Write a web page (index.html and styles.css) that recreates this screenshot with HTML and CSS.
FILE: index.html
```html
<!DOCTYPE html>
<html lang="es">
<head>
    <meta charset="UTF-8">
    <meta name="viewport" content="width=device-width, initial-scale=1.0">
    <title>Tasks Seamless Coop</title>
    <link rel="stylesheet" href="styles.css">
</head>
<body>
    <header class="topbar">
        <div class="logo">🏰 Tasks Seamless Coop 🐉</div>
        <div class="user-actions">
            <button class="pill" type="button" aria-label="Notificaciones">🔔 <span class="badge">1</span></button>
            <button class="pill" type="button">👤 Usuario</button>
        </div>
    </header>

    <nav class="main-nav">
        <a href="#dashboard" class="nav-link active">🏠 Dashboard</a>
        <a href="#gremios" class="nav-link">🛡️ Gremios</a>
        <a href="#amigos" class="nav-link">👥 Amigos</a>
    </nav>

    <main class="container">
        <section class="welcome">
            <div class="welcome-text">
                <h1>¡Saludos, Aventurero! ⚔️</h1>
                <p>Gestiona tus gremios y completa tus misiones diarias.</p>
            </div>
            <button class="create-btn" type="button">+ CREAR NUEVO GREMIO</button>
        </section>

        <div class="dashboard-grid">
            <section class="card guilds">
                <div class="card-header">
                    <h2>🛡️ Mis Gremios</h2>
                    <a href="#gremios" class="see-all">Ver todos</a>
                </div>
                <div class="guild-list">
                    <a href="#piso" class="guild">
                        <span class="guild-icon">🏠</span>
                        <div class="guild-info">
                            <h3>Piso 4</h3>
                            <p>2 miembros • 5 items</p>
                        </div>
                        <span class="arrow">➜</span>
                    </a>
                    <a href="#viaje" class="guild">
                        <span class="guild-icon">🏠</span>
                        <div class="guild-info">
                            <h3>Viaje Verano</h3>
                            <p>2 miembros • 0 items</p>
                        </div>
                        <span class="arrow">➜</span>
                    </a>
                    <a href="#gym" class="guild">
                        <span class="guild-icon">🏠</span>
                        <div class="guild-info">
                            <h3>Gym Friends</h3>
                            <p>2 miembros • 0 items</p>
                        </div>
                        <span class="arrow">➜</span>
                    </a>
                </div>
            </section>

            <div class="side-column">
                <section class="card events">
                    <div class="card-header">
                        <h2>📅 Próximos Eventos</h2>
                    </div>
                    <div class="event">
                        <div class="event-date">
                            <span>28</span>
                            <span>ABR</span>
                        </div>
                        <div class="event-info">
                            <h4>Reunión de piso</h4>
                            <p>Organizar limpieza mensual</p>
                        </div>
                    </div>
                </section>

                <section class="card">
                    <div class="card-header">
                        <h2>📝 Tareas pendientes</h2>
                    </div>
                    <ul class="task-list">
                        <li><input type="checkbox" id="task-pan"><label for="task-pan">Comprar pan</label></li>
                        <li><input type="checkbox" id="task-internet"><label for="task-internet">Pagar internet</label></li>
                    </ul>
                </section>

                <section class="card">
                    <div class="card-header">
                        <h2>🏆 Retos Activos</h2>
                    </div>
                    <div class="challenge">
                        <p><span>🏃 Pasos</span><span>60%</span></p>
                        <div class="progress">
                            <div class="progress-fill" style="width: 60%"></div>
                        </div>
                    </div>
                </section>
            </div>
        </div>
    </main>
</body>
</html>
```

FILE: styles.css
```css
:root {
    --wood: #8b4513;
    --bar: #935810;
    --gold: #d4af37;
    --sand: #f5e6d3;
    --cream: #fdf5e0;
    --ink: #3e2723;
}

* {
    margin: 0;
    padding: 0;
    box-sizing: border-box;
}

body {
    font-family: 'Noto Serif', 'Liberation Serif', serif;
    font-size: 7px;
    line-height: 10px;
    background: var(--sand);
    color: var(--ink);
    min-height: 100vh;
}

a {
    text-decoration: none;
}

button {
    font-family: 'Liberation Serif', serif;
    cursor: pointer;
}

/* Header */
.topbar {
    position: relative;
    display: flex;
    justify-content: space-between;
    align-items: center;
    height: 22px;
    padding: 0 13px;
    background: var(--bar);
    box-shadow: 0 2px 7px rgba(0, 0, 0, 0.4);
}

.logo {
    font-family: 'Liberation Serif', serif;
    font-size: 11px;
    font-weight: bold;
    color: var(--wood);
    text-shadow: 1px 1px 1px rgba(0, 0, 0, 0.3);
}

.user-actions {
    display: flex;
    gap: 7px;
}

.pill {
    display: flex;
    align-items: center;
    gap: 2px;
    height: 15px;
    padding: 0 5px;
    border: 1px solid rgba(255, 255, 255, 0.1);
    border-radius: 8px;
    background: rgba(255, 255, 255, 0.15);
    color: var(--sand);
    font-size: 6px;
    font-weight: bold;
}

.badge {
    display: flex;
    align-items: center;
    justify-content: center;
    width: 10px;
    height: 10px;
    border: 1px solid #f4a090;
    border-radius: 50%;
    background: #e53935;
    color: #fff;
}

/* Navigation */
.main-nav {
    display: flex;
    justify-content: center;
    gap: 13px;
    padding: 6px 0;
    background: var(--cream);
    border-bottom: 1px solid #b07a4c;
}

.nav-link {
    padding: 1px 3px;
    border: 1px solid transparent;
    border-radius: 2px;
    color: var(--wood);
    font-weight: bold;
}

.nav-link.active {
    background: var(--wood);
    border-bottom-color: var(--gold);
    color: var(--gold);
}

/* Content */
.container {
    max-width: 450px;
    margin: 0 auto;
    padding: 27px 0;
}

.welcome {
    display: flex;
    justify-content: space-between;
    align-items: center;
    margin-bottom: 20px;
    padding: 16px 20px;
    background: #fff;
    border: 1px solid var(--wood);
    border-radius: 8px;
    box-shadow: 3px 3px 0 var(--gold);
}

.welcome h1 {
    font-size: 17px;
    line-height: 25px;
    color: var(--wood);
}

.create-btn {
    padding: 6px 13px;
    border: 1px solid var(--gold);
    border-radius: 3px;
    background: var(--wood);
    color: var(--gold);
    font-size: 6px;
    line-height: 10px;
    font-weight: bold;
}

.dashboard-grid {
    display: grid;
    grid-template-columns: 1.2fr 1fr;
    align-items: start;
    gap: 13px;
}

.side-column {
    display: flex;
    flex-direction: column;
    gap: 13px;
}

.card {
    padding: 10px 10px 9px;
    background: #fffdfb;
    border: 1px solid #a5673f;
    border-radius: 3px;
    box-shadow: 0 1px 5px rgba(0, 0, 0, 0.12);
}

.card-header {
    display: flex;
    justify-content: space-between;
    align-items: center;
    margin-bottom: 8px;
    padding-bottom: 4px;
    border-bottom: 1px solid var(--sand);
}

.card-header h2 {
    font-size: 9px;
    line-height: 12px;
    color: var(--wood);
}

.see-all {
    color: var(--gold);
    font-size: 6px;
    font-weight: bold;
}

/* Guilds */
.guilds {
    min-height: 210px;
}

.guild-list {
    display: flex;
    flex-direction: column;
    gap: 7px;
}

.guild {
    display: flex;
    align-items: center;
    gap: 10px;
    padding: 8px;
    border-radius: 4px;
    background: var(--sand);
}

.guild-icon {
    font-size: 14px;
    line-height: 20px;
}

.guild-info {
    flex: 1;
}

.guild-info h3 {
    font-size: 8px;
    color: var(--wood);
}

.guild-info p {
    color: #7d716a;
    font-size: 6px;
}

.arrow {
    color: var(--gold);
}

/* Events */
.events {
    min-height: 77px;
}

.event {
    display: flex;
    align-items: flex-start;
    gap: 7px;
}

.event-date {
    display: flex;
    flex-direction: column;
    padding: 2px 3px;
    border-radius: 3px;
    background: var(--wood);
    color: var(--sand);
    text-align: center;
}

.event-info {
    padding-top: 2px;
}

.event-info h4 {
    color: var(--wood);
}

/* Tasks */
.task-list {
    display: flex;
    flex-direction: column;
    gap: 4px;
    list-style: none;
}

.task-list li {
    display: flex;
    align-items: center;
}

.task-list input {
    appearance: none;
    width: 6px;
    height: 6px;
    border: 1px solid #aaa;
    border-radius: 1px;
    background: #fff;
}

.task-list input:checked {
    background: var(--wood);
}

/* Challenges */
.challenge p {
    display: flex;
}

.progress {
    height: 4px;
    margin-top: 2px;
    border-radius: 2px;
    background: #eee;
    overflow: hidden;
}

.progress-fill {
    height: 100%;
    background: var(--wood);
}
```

━━━━━━━━━━━━━━━━━━━━

YOUR OBJECTIVE:
Give only the number of lines in the material above that hold the word "styles".

ANSWER TO THE TASK:
3